Her voice. It resonated in his head, and then sounded of something else entirely, as steady as a metronome.
Drop. . .Drop . . .Drop . . .he could hear each little sound breathing, being born, and then caving in, and his spirit did the same.
Erik's ears prickled, a new sensitivity returning. There was a gentle rain, like one just after a heavy storm, the last tendrils of soaken, spent clouds bleeding out their final drops. He heard the wisps of the weather tapping at the roof above him, each drop seemingly centering back to his present state. His new reality, drop by drop.
"How long have I been sleeping?" Erik had finally braved the question that could, and would not bear avoidance.
"It's been three days, Erik. And you've been muttering her name for all of those days. Christine, Christine, " Stitch cleared his throat and gently tapped Erik on his right hand.

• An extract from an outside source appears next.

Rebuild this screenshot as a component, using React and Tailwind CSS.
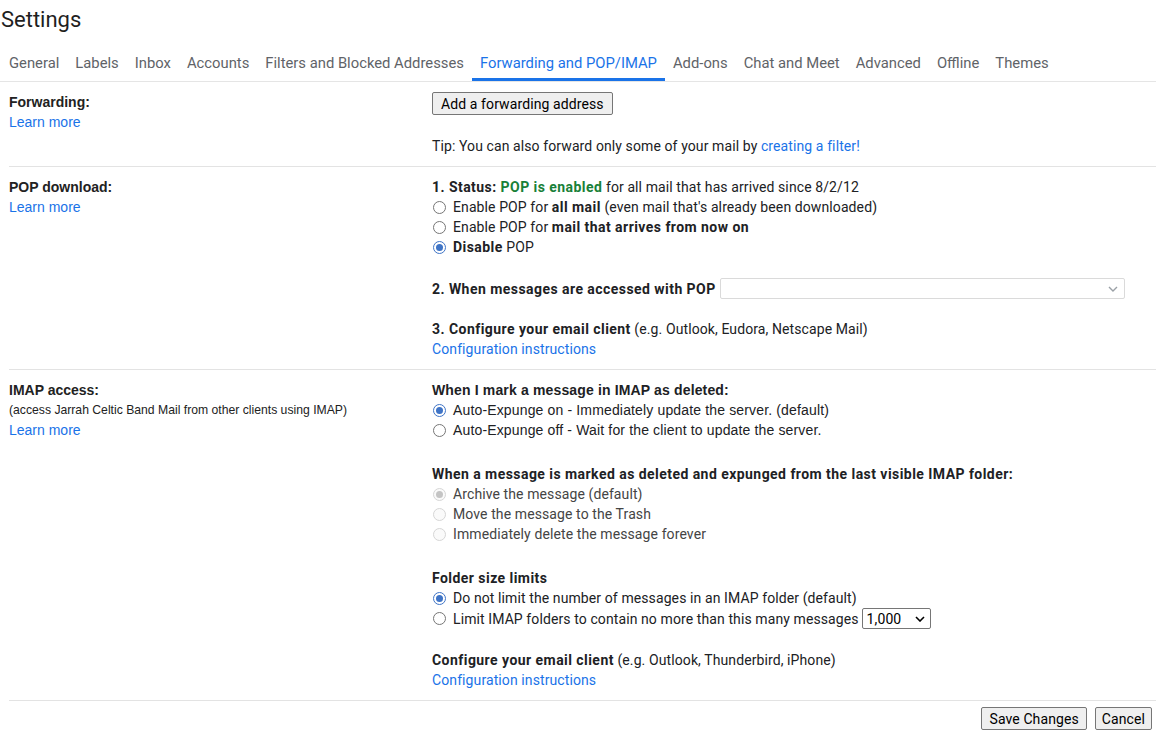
import React from 'react';

const tabs = [
  'General',
  'Labels',
  'Inbox',
  'Accounts',
  'Filters and Blocked Addresses',
  'Forwarding and POP/IMAP',
  'Add-ons',
  'Chat and Meet',
  'Advanced',
  'Offline',
  'Themes',
];

const Radio = ({ checked, disabled, children }) => {
  let ring = 'border-[#767676] bg-white';
  if (disabled) ring = 'border-[#d6d6d6] bg-[#fafafa]';
  if (checked && !disabled) ring = 'border-[#3f74c6] bg-white';
  return (
    <div className="flex items-center h-5">
      <span className={`w-[13px] h-[13px] rounded-full border flex items-center justify-center shrink-0 ml-[1px] ${ring}`}>
        {checked && (
          <span className={`w-[7px] h-[7px] rounded-full ${disabled ? 'bg-[#c4c4c4]' : 'bg-[#3f74c6]'}`} />
        )}
      </span>
      <span className={`ml-[7px] ${disabled ? 'text-[#444]' : ''}`}>{children}</span>
    </div>
  );
};

const B = ({ children, className = '' }) => (
  <b className={`font-bold tracking-[0.45px] ${className}`}>{children}</b>
);

const Link = ({ children }) => (
  <a href="#" className="text-[#1a73e8]">{children}</a>
);

const Section = ({ left, children, pb = 'pb-[10px]' }) => (
  <div className="grid grid-cols-[423px_1fr] ml-[9px] border-b border-[#e3e3e3]">
    <div className="pt-[10px] font-['Liberation_Sans',Arial,sans-serif] text-[14px] leading-5 tracking-normal text-[#222]">{left}</div>
    <div className={`pt-[10px] ${pb}`}>{children}</div>
  </div>
);

const Button = ({ children, className = '' }) => (
  <button className={`h-[23px] border border-[#767676] rounded-[2px] bg-[#efefef] text-[14px] leading-5 text-black ${className}`}>
    {children}
  </button>
);

const App = () => {
  return (
    <div className="w-[1156px] h-[739px] bg-white overflow-hidden font-['Roboto',Arial,sans-serif] text-[14px] leading-5 tracking-[0.1px] text-[#202124]">
      <div className="pl-[1px] pt-[6px] h-[36px] text-[22px] leading-[28px] tracking-normal text-[#1f1f1f]">Settings</div>

      <div className="flex border-b border-[#e5e5e5] h-[46px] pl-[1px] text-[14.8px] tracking-normal text-[#5f6368]">
        {tabs.map((t) => {
          const active = t === 'Forwarding and POP/IMAP';
          return (
            <div
              key={t}
              className={`flex items-center px-[8px] ${active ? 'text-[#1a73e8] border-b-[3px] border-[#1a73e8] pt-[11px]' : 'pt-[8px]'}`}
            >
              {t}
            </div>
          );
        })}
      </div>

      <Section
        left={
          <>
            <div className="font-bold">Forwarding:</div>
            <Link>Learn more</Link>
          </>
        }
        pb="pb-[10px]"
      >
        <Button className="px-[8px] tracking-[0.1px]">Add a forwarding address</Button>
        <div className="mt-[21px]">
          Tip: You can also forward only some of your mail by <Link>creating a filter!</Link>
        </div>
      </Section>

      <Section
        left={
          <>
            <div className="font-bold">POP download:</div>
            <Link>Learn more</Link>
          </>
        }
        pb="pb-[10px]"
      >
        <div>
          <B>1. Status: </B>
          <B className="text-[#188038]">POP is enabled</B> for all mail that has arrived since 8/2/12
        </div>
        <Radio>Enable POP for <B>all mail</B> (even mail that's already been downloaded)</Radio>
        <Radio>Enable POP for <B>mail that arrives from now on</B></Radio>
        <Radio checked><B>Disable</B> POP</Radio>
        <div className="flex items-center mt-[21px] h-[21px]">
          <B>2. When messages are accessed with POP</B>
          <div className="ml-[4px] mr-[31px] flex-1 h-[21px] border border-[#dadada] rounded-[2px] bg-white flex items-center justify-end pr-[6px]">
            <svg width="10" height="6" viewBox="0 0 10 6" fill="none" stroke="#9aa0a6" strokeWidth="1.4">
              <path d="M1 1l4 4 4-4" />
            </svg>
          </div>
        </div>
        <div className="mt-[20px]">
          <B>3. Configure your email client</B> (e.g. Outlook, Eudora, Netscape Mail)
        </div>
        <Link>Configuration instructions</Link>
      </Section>

      <Section
        left={
          <>
            <div className="font-bold">IMAP access:</div>
            <div className="text-[12.2px] leading-5 text-[#222]">(access Jarrah Celtic Band Mail from other clients using IMAP)</div>
            <Link>Learn more</Link>
          </>
        }
        pb="pb-[10px]"
      >
        <div className="font-['Liberation_Sans',Arial,sans-serif] tracking-[0.15px]">
          <b>When I mark a message in IMAP as deleted:</b>
          <Radio checked>Auto-Expunge on - Immediately update the server. (default)</Radio>
          <Radio>Auto-Expunge off - Wait for the client to update the server.</Radio>
        </div>
        <div className="mt-[24px]">
          <B>When a message is marked as deleted and expunged from the last visible IMAP folder:</B>
        </div>
        <Radio checked disabled>Archive the message (default)</Radio>
        <Radio disabled>Move the message to the Trash</Radio>
        <Radio disabled>Immediately delete the message forever</Radio>
        <div className="mt-[24px]">
          <B>Folder size limits</B>
        </div>
        <Radio checked>Do not limit the number of messages in an IMAP folder (default)</Radio>
        <div className="flex items-center h-[21px]">
          <Radio>Limit IMAP folders to contain no more than this many messages</Radio>
          <div className="ml-[3px] w-[69px] h-[21px] border border-[#767676] rounded-[2px] flex items-center justify-between pl-[4px] pr-[5px] text-black">
            <span>1,000</span>
            <svg width="10" height="6" viewBox="0 0 10 6" fill="none" stroke="#000" strokeWidth="1.6">
              <path d="M1 1l4 4 4-4" />
            </svg>
          </div>
        </div>
        <div className="mt-[21px]">
          <B>Configure your email client</B> (e.g. Outlook, Thunderbird, iPhone)
        </div>
        <Link>Configuration instructions</Link>
      </Section>

      <div className="flex justify-end gap-[8px] pr-[4px] pt-[6px]">
        <Button className="px-[7px]">Save Changes</Button>
        <Button className="px-[6px]">Cancel</Button>
      </div>
    </div>
  );
};

export default App;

A mark, a check-in of assurance that his patient was cognizant and ready to speak.
"Who is Christtine, Erik? Your wife? Should I send for her?" Stitch leaned over his patient with great concern, as perhaps, a father would.
Erik could barely recall a father's concern. But he had memorized those sacred moments that were still somehow held in the landscape of his memory.
Erik found his strength in that moment and replied, "She is someone," he coughed again, and attempted to take a deep breath before continuing.
"Christine Daae is the only human in the world that has ever cared for me."